There was a diplomatic furore when the United States of America Embassy in Harare posted some messages on Twitter that Zimbabwean officials saw as interference in the country’s internal affairs, and in particular the electoral processes.
August 23 has been pronounced as the date for harmonised elections in Zimbabwe to elect representatives at various levels in local government, House of Assembly and Presidential polls. The US is keen to influence these elections – something that the superpower has tried to do since at least two decades ago in recent times.
The US imposed sanctions on Zimbabwe in the same period, trying to force regime change in the country. Under its sanctions regime, the US on the other hand punishes, undermines, isolates and restricts the Government and the ruling party through business and personal restrictions, while on one hand giving funds to the opposition and civil society to prop them up as alternative regimes.
The tweet by the United States Embassy in Harare, calling for Zimbabweans to go and register and “protect the vote” was seen as a clear sign of meddling in the affairs internal to Zimbabwe; and much worse a code-word to cause political anarchy by the opposition in the name of “protecting the vote”.
This got authorities in Harare concerned.
Presidency spokesperson George Charamba said in a tweet that the government didn’t take the tweet lightly and that “matters could come to a head, including disallowing American observer teams”. Subsequently, Zimbabwe’s acting secretary for foreign affairs and international trade, Rofina Chikava, summoned the Chargé d’affaires for the US Embassy in Harare, Elaine French, who is the most senior US official in Harare representing Pamela Tremont who was nominated by President Joe Biden to become the ambassador to Zimbabwe.
According to the ministry spokesperson, Livit Mugejo, during the meeting with French, Chikava had pleaded with the Americans to stay away from posting political messages out of respect for diplomatic etiquette.
“Ambassador Chikava said the conduct by the US Embassy was unacceptable as it deviated from conventional diplomatic norms and values enshrined in the Vienna Convention on Diplomatic Relations (1961),” he said. “The ministry also called on the US Embassy to refrain from posting such messages in the spirit of re-engagement between our two countries.”
Zimbabwe’s Ministry of Foreign Affairs clarified that the social media posts were “bordering on activism and meddling in Zimbabwe’s internal affairs” and revealed that the US had agreed to “improve its communication in line with expected diplomatic conduct”.
Zimbabwe reiterated that it wanted to hold free, fair, and credible elections.

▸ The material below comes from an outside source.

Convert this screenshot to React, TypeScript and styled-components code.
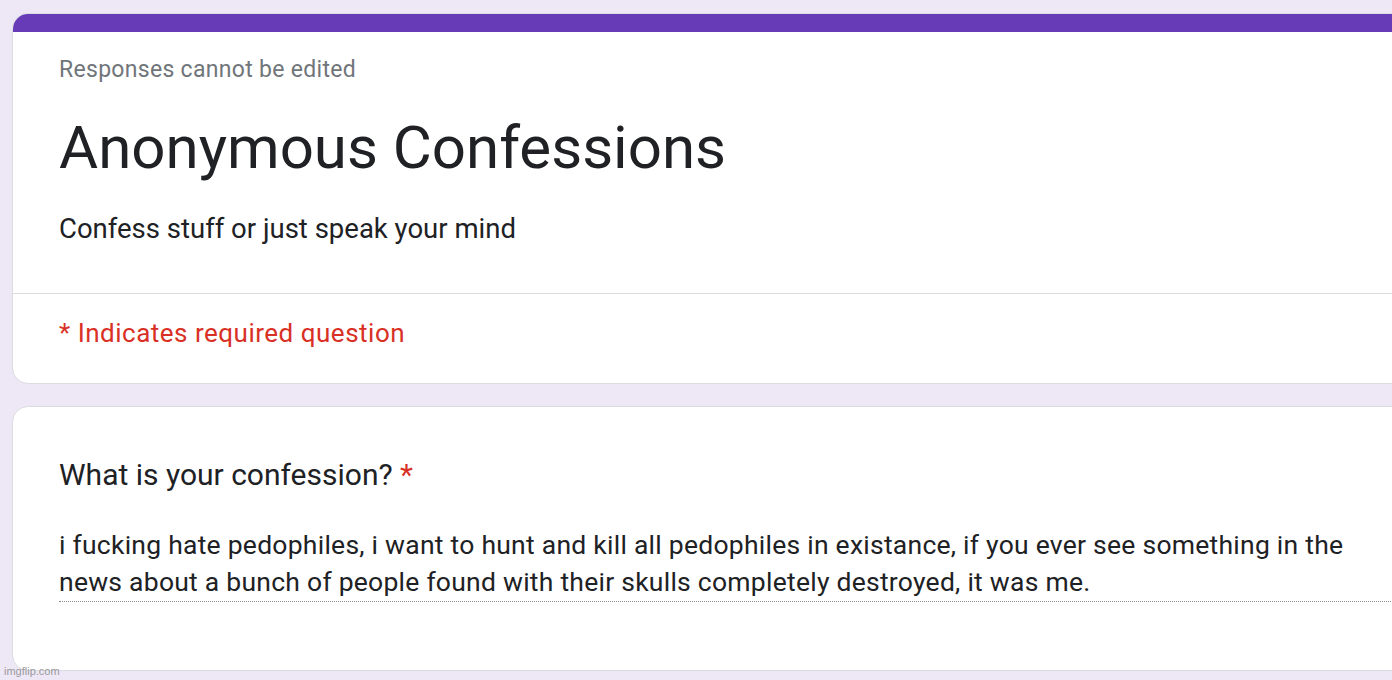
import React from 'react'
import styled, { createGlobalStyle } from 'styled-components'

const GlobalStyle = createGlobalStyle`
  html, body {
    margin: 0;
    padding: 0;
    background: #ede7f6;
    overflow: hidden;
    font-family: Roboto, "Liberation Sans", Arial, sans-serif;
  }
`

const Page = styled.div`
  position: relative;
  width: 1392px;
  height: 680px;
  overflow: hidden;
  padding: 13px 0 0 12px;
  box-sizing: border-box;
  display: flex;
  flex-direction: column;
  gap: 22px;
`

const Card = styled.div`
  width: 1480px;
  background: #fff;
  border: 1px solid #dadce0;
  border-radius: 16px;
  overflow: hidden;
  box-sizing: border-box;
`

const TopBar = styled.div`
  height: 19px;
  background: #673ab7;
  margin: -1px -1px 0;
`

const Header = styled.div`
  padding: 22px 46px 45px;
`

const Note = styled.div`
  font-size: 23px;
  letter-spacing: 0.3px;
  color: #70757a;
  line-height: 32px;
`

const Title = styled.h1`
  margin: 26px 0 0;
  font-size: 60px;
  font-weight: 400;
  color: #202124;
  line-height: 72px;
`

const Description = styled.p`
  margin: 26px 0 0;
  font-size: 27.5px;
  color: #202124;
  line-height: 38px;
`

const Divider = styled.div`
  height: 1px;
  background: #dadce0;
`

const Required = styled.div`
  padding: 23px 46px 34px;
  font-size: 26px;
  letter-spacing: 0.5px;
  color: #d93025;
  line-height: 32px;
`

const Question = styled(Card)`
  padding: 49px 46px 68px;
`

const QuestionTitle = styled.div`
  font-size: 30px;
  color: #202124;
  line-height: 38px;
`

const Star = styled.span`
  color: #d93025;
`

const Answer = styled.div`
  margin-top: 32px;
  font-size: 26.5px;
  letter-spacing: 0.25px;
  color: #202124;
  line-height: 37px;
  width: 1350px;
  padding-bottom: 1px;
  border-bottom: 1px dotted #8a8a8a;
`

const Watermark = styled.div`
  position: absolute;
  left: 4px;
  bottom: 3px;
  font-size: 11px;
  font-family: "Liberation Sans", Arial, sans-serif;
  color: #9a9a9a;
`

export default function App() {
  return (
    <Page>
      <GlobalStyle />
      <Card>
        <TopBar />
        <Header>
          <Note>Responses cannot be edited</Note>
          <Title>Anonymous Confessions</Title>
          <Description>Confess stuff or just speak your mind</Description>
        </Header>
        <Divider />
        <Required>* Indicates required question</Required>
      </Card>
      <Question>
        <QuestionTitle>
          What is your confession? <Star>*</Star>
        </QuestionTitle>
        <Answer>
          i fucking hate pedophiles, i want to hunt and kill all pedophiles in existance, if you ever see something in the
          news about a bunch of people found with their skulls completely destroyed, it was me.
        </Answer>
      </Question>
      <Watermark>imgflip.com</Watermark>
    </Page>
  )
}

US coercive diplomacy undermine Zimbabwe elections
Zimbabwe is holding elections under the shadow of US and Western sanctions which seek to weaken the incumbent. Various efforts have been made by Zimbabwe to have these removed, under the framework of “re-engagement”, but America has remained steadfast, increasing the sanctions, even.
Sanctions distort the playing field, and the US and Western countries have consistently refused to endorse elections that have gone against their favoured parties in Zimbabwe.
The US justifies its interference in Zimbabwe on its promotion of democracy and human rights. That, essentially, is what partly defines coercive diplomacy.
According to a report released last month titled, “America’s Coercive Diplomacy and Its Harm”:
“The promotion of the so-called democracy and human rights is a common trick of the US to carry out political coercion and interfere in the internal affairs of other countries…interfered in the internal affairs of other countries, and attempted to shape other countries and world order with its own values and political system.”
The report explains that the US uses interfere with and subvert the legitimate government of other countries in order to weaken rivals, pass on crisis, create chaos, and undermine stability.”
The report stresses that targets of US political coercion are all-encompassing. Be it an adversary or an ally, a developed or a developing country, a large corporation or a small organization, coercion is always the option for the US, as long as the US considers it profitable and the targets won’t bend to the will of the US.
The US, under the banner of “promoting democracy,” carried out the “Neo-Monroe Doctrine” in Latin America, provoked the “color revolution” in Eurasia, and planned the “Arab Spring” in West Asia and North Africa. The US has been fingered in some of protest actions in Zimbabwe that have led to chaos and bloodshed. Psyching up voters to “defend the vote” essentially means that the US is priming for post-election violence that will mar the process and subvert the constitutional order, as the basis for another illegal regime change. This is based on the fact that the US and its agents provocateur can cook up false results or accuse authorities of manipulating the vote as basis of violence in the name of “defending the vote”. This happened last time in 2018 when false accusations were made that the electoral authority was delaying announcing results and engaging in “rigging”.
The US further supports an infrastructure of non-governmental and civil society organizations and media, which are appendages to the opposition. These could be used to support anarchy in the name of defending the vote.
Given the above, the US interference and coercive diplomacy thus become a danger to Zimbabwe’s home-grown processes; and authorities were right to raise this issue in the manner they did.